Aluminum solidification and nanopolycrystal deformation via a Graph Neural Network Potential and Million-Atom Simulations

Abstract

Solidification governs the microstructure and, therefore, the mechanical response of metal components, yet the atomistic details of nucleation and defect formation are often difficult to determine experimentally. Molecular dynamics can bridge this gap, but only if the interatomic model is both accurate and computationally efficient. Here, we develop a Machine Learning Potential (MLP) for aluminum and demonstrate its near ab initio fidelity when trained with the sequential-refinement workflow that fine-tunes the model on low-energy structures.
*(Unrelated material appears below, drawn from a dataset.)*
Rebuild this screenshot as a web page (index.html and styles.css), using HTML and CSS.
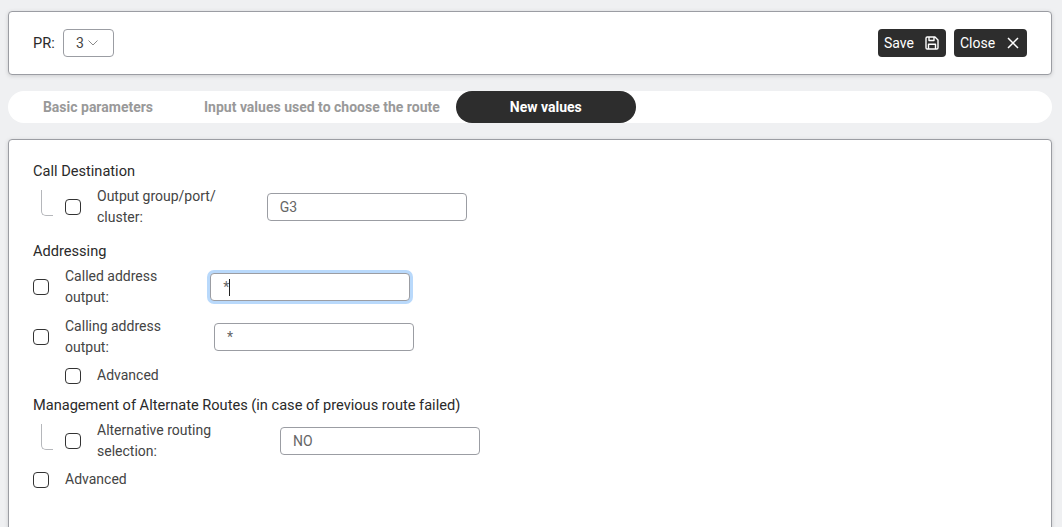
FILE: index.html
```html
<!DOCTYPE html>
<html lang="en">
<head>
    <meta charset="UTF-8">
    <meta name="viewport" content="width=device-width, initial-scale=1.0">
    <title>Route</title>
    <link rel="stylesheet" href="styles.css">
</head>
<body>
    <!-- Header -->
    <div class="card header-card">
        <div class="pr-picker">
            <span class="pr-label">PR:</span>
            <div class="pr-select">
                <span class="pr-value">3</span>
                <svg class="chevron" width="10" height="10" viewBox="0 0 10 10"><path d="M0.5 2.5 L5 7 L9.5 2.5" fill="none" stroke="#8a8a8a" stroke-width="1"/></svg>
            </div>
        </div>
        <div class="actions">
            <button type="button" class="btn btn-save">Save
                <svg width="16" height="16" viewBox="0 0 16 16"><path d="M2 3.2 A1.2 1.2 0 0 1 3.2 2 H11 L14 5 V12.8 A1.2 1.2 0 0 1 12.8 14 H3.2 A1.2 1.2 0 0 1 2 12.8 Z M5 2 V5.5 H10 V2 M4.5 14 V9.2 H11.5 V14" fill="none" stroke="#fff" stroke-width="1.4" stroke-linejoin="round"/></svg>
            </button>
            <button type="button" class="btn btn-close">Close
                <svg width="16" height="16" viewBox="0 0 16 16"><path d="M3 3 L13 13 M13 3 L3 13" fill="none" stroke="#fff" stroke-width="1.5"/></svg>
            </button>
        </div>
    </div>

    <!-- Tabs -->
    <div class="tabs">
        <div class="tab">Basic parameters</div>
        <div class="tab">Input values used to choose the route</div>
        <div class="tab active">New values</div>
    </div>

    <!-- New values -->
    <div class="card form-card">
        <h3 class="section-title">Call Destination</h3>
        <div class="field nested">
            <span class="tree-line"></span>
            <input type="checkbox" class="check">
            <label class="field-label">Output group/port/<br>cluster:</label>
            <input type="text" class="text-input" value="G3">
        </div>

        <h3 class="section-title addressing">Addressing</h3>
        <div class="field">
            <input type="checkbox" class="check">
            <label class="field-label">Called address<br>output:</label>
            <div class="input-wrap">
                <input type="text" class="text-input focused" value="*">
                <span class="caret"></span>
            </div>
        </div>
        <div class="field">
            <input type="checkbox" class="check">
            <label class="field-label">Calling address<br>output:</label>
            <input type="text" class="text-input" value="*">
        </div>
        <div class="field nested plain">
            <input type="checkbox" class="check">
            <label class="field-label">Advanced</label>
        </div>

        <h3 class="section-title">Management of Alternate Routes (in case of previous route failed)</h3>
        <div class="field nested">
            <span class="tree-line"></span>
            <input type="checkbox" class="check">
            <label class="field-label wide">Alternative routing<br>selection:</label>
            <input type="text" class="text-input" value="NO">
        </div>
        <div class="field plain">
            <input type="checkbox" class="check">
            <label class="field-label">Advanced</label>
        </div>
    </div>
</body>
</html>
```

FILE: styles.css
```css
html, body {
    height: 100%;
    margin: 0;
    padding: 0;
    overflow: hidden;
}
body {
    font-family: Roboto, "Liberation Sans", sans-serif;
    font-size: 14px;
    line-height: 21px;
    color: #2a2a2a;
    background-color: #eff0f2;
    padding: 11px 10px 0 8px;
    box-sizing: border-box;
}
.card {
    background: #fff;
    border: 1px solid #9b9da3;
    border-radius: 4px;
    box-shadow: 0 1px 4px rgba(0, 0, 0, 0.15);
}
.header-card {
    display: flex;
    justify-content: space-between;
    align-items: center;
    height: 64px;
    box-sizing: border-box;
    padding: 0 24px;
}
.pr-picker {
    display: flex;
    align-items: center;
    gap: 8px;
}
.pr-label {
    width: 22px;
    font-size: 14.6px;
}
.pr-select {
    display: flex;
    align-items: center;
    gap: 4px;
    width: 51px;
    height: 28px;
    box-sizing: border-box;
    border: 1px solid #9b9da3;
    border-radius: 4px;
    padding-left: 12px;
    color: #444;
}
.actions {
    display: flex;
    gap: 8px;
}
.btn {
    display: flex;
    align-items: center;
    justify-content: space-between;
    height: 28px;
    box-sizing: border-box;
    padding: 0 6px;
    font-family: inherit;
    font-size: 14px;
    color: #fff;
    background-color: #2d2d2d;
    border: none;
    border-radius: 4px;
}
.btn-save {
    width: 68px;
}
.btn-close {
    width: 73px;
}
.tabs {
    display: flex;
    height: 32px;
    margin-top: 16px;
    background: #fff;
    border-radius: 16px;
}
.tab {
    min-width: 180px;
    box-sizing: border-box;
    padding: 0 16px;
    line-height: 32px;
    text-align: center;
    font-weight: 700;
    color: #999;
    border-radius: 16px;
}
.tab.active {
    background-color: #2d2d2d;
    color: #fff;
}
.form-card {
    margin-top: 16px;
    min-height: 420px;
    padding: 21px 24px;
}
.section-title {
    margin: 0 0 4px;
    font-size: 14.6px;
    font-weight: 400;
    line-height: 21px;
}
.section-title.addressing {
    margin-top: 13px;
}
.field {
    display: flex;
    align-items: center;
    min-height: 42px;
    margin-bottom: 8px;
}
.field.plain {
    min-height: 21px;
    margin-top: -1px;
    margin-bottom: 9px;
}
.field.nested {
    padding-left: 32px;
}
.tree-line {
    width: 12px;
    height: 26px;
    margin-left: -24px;
    margin-right: 12px;
    margin-top: -9px;
    border-left: 1px solid #b5b7bb;
    border-bottom: 1px solid #b5b7bb;
    border-bottom-left-radius: 5px;
    box-sizing: border-box;
}
.check {
    appearance: none;
    width: 16px;
    height: 16px;
    margin: 0 16px 0 0;
    flex-shrink: 0;
    background: #fff;
    border: 1px solid #333;
    border-radius: 4px;
}
.field-label {
    margin-right: 53px;
    color: #444;
}
.field.nested .field-label {
    margin-right: 51px;
}
.field.nested .field-label.wide {
    margin-right: 69px;
}
.input-wrap {
    position: relative;
    display: flex;
}
.text-input {
    width: 200px;
    height: 28px;
    box-sizing: border-box;
    padding: 0 12px;
    font-family: inherit;
    font-size: 14px;
    color: #666;
    background: #fff;
    border: 1px solid #9b9da3;
    border-radius: 4px;
    outline: none;
}
.text-input.focused {
    box-shadow: 0 0 0 3px #b9d9fb;
}
.caret {
    position: absolute;
    left: 19px;
    top: 6px;
    width: 1px;
    height: 17px;
    background-color: #222;
}
```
The favorable scaling of the model enables nanosecond simulations involving millions of atoms, thereby overcoming finite-size effects in simulations of polycrystalline solidification and subsequent mechanical testing. Comparison with classical potentials and recent MLP models, including a general-purpose model, shows that inaccuracies in stacking-fault energetics and diffusion can lead to qualitatively incorrect solidified grain structures and post-solidification mechanical behavior. Since our framework is based on an equivariant graph neural network, it allows for straightforward extensions to multi-component systems, providing valuable guidance for the future design and fine-tuning of both specialized and universal MLPs in computational mechanics simulations.

Figures (11)

• Figure 1: Sequential refinement workflow in three stages. First, the GNNP is pre-trained on the ANI-Al dataset, generated via an active learning loop during training of the corresponding ANI-Al potential. We refer to the resulting model as GNNP-Al (non-refined). Using the ANI-Al model, we generate additional low-energy (LE) samples to refine the pre-trained model in the second stage. In the last step, the refined model is trained on a weighted combination of both datasets, called ANI-Al+, to yield the final GNNP-Al model. The components in the dashed box are part of the work by Smith et al. smith2021automated
• Figure 2: Energies $U$ (a) and force components $F$ (b) predicted by the tested potentials compared to the reference label. The data points correspond to a random subset of the test set of the ANI-Al dataset smith2021automated. We excluded predictions from the ANI-Al smith2021automated and UMA wood2025family models as they are indistinguishable from GNNP-Al. Energies are shifted so that the lowest-energy state is set to zero, enabling comparability across models. Some outliers predicted by the Mendelev et al. mendelev2008analysis model fall outside of the plot range.
• Figure 3: Average inference time $\langle t \rangle$ across 100 runs (a) and peak memory usage $M_{max}$ (b) of the tested MLPs for increasing system sizes, with the number of atoms $N_a$ reaching up to 64000. Error bars represent one standard deviation. The star indicates the largest system size before an out-of-memory error occurred. We performed all tests on a single NVIDIA A100 80GB GPU.
• Figure 4: (a) Energies $U$ of the three competing lowest energy crystal structures, face-centered cubic (FCC), hexagonal close-packed (HCP), and body-centered cubic (BCC), with varying per-atom volume $V$. Squares, hexagons, and diamonds denote FCC, HCP, and BCC, respectively. (b) Stacking fault energy $\gamma$ plotted against the normalized displacement $d$ along the fault vector in $\left< 112 \right>$ direction. The dashed gray line at 1/3 corresponds to a stacking fault where FCC locally resembles HCP. The reference density functional theory (DFT) data in both sub-figures were taken from Smith et al. smith2021automated. Predictions by classical potentials are excluded for readability.
• Figure 5: Elasticity tensor components $C_{11}$ (a), $C_{12}$ (b), and $C_{44}$ (c) and lattice parameter $a$ (d) of an FCC crystal as a function of temperature $T$ across the solid range. Experimental values are taken from Kamm and Alers kamm1964low and Gerlich and Fischer gerlich1969high for the low and high temperature elasticity components, respectively. For the lattice parameter, experimental values correspond to work by Touloukian et al. touloukian1975thermal.